• **DATA BLOCK**:
>>>>

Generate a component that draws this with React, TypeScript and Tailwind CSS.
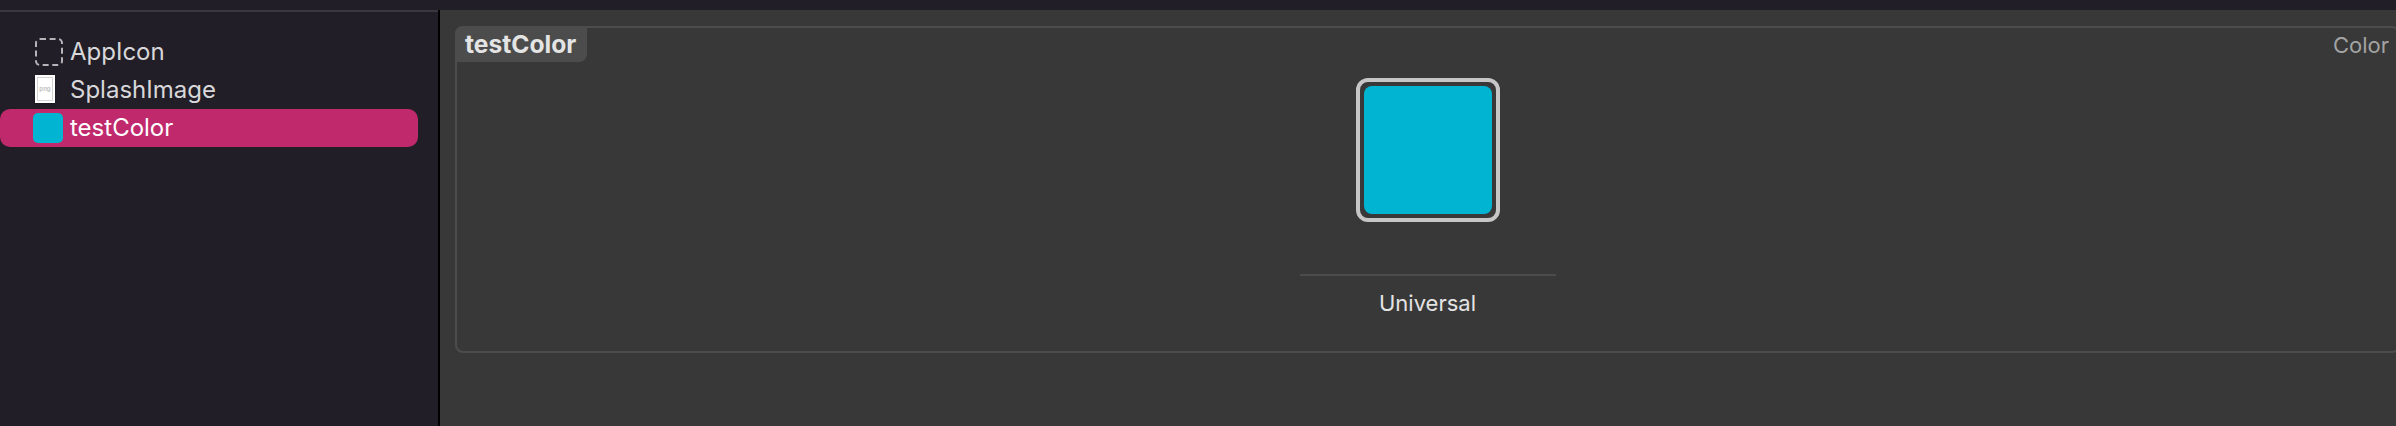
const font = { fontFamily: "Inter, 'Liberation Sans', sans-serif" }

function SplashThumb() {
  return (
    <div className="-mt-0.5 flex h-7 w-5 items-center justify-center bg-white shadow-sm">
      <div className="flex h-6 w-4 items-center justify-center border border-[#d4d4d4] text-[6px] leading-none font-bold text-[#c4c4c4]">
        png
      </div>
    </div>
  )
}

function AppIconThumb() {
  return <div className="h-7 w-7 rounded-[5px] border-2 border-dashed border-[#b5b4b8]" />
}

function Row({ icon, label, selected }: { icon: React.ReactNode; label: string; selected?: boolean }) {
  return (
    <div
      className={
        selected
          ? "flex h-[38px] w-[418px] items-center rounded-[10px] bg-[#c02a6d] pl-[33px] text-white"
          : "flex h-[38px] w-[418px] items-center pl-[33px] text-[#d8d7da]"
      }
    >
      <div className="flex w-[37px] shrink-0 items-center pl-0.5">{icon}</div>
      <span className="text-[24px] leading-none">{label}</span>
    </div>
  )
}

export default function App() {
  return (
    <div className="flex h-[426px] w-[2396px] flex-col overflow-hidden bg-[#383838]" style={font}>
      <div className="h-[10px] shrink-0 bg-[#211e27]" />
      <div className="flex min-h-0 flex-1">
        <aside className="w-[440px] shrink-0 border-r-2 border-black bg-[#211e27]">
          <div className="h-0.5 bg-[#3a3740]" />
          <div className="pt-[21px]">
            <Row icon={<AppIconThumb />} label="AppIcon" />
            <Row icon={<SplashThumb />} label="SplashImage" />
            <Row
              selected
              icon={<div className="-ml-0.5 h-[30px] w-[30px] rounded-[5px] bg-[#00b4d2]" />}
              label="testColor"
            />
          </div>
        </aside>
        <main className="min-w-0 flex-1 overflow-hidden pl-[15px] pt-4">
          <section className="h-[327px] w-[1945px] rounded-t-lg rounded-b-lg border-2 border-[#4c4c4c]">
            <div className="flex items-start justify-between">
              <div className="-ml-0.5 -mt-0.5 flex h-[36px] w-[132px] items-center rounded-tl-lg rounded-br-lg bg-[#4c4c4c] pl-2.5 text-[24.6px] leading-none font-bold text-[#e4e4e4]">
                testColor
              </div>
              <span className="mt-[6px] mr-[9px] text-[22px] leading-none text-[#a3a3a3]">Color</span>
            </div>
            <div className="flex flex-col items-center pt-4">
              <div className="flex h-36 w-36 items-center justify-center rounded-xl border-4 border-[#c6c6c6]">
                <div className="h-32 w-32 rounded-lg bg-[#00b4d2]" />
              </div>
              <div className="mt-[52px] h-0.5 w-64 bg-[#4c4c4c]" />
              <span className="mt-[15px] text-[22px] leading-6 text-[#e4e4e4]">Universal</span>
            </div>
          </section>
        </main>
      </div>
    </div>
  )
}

<<<<

• **AIM**: Take the data above and repeat it exactly, leaving each picture out.

• **SOLUTION TO THIS TASK**:
Generate a component that draws this with React, TypeScript and Tailwind CSS.
const font = { fontFamily: "Inter, 'Liberation Sans', sans-serif" }

function SplashThumb() {
  return (
    <div className="-mt-0.5 flex h-7 w-5 items-center justify-center bg-white shadow-sm">
      <div className="flex h-6 w-4 items-center justify-center border border-[#d4d4d4] text-[6px] leading-none font-bold text-[#c4c4c4]">
        png
      </div>
    </div>
  )
}

function AppIconThumb() {
  return <div className="h-7 w-7 rounded-[5px] border-2 border-dashed border-[#b5b4b8]" />
}

function Row({ icon, label, selected }: { icon: React.ReactNode; label: string; selected?: boolean }) {
  return (
    <div
      className={
        selected
          ? "flex h-[38px] w-[418px] items-center rounded-[10px] bg-[#c02a6d] pl-[33px] text-white"
          : "flex h-[38px] w-[418px] items-center pl-[33px] text-[#d8d7da]"
      }
    >
      <div className="flex w-[37px] shrink-0 items-center pl-0.5">{icon}</div>
      <span className="text-[24px] leading-none">{label}</span>
    </div>
  )
}

export default function App() {
  return (
    <div className="flex h-[426px] w-[2396px] flex-col overflow-hidden bg-[#383838]" style={font}>
      <div className="h-[10px] shrink-0 bg-[#211e27]" />
      <div className="flex min-h-0 flex-1">
        <aside className="w-[440px] shrink-0 border-r-2 border-black bg-[#211e27]">
          <div className="h-0.5 bg-[#3a3740]" />
          <div className="pt-[21px]">
            <Row icon={<AppIconThumb />} label="AppIcon" />
            <Row icon={<SplashThumb />} label="SplashImage" />
            <Row
              selected
              icon={<div className="-ml-0.5 h-[30px] w-[30px] rounded-[5px] bg-[#00b4d2]" />}
              label="testColor"
            />
          </div>
        </aside>
        <main className="min-w-0 flex-1 overflow-hidden pl-[15px] pt-4">
          <section className="h-[327px] w-[1945px] rounded-t-lg rounded-b-lg border-2 border-[#4c4c4c]">
            <div className="flex items-start justify-between">
              <div className="-ml-0.5 -mt-0.5 flex h-[36px] w-[132px] items-center rounded-tl-lg rounded-br-lg bg-[#4c4c4c] pl-2.5 text-[24.6px] leading-none font-bold text-[#e4e4e4]">
                testColor
              </div>
              <span className="mt-[6px] mr-[9px] text-[22px] leading-none text-[#a3a3a3]">Color</span>
            </div>
            <div className="flex flex-col items-center pt-4">
              <div className="flex h-36 w-36 items-center justify-center rounded-xl border-4 border-[#c6c6c6]">
                <div className="h-32 w-32 rounded-lg bg-[#00b4d2]" />
              </div>
              <div className="mt-[52px] h-0.5 w-64 bg-[#4c4c4c]" />
              <span className="mt-[15px] text-[22px] leading-6 text-[#e4e4e4]">Universal</span>
            </div>
          </section>
        </main>
      </div>
    </div>
  )
}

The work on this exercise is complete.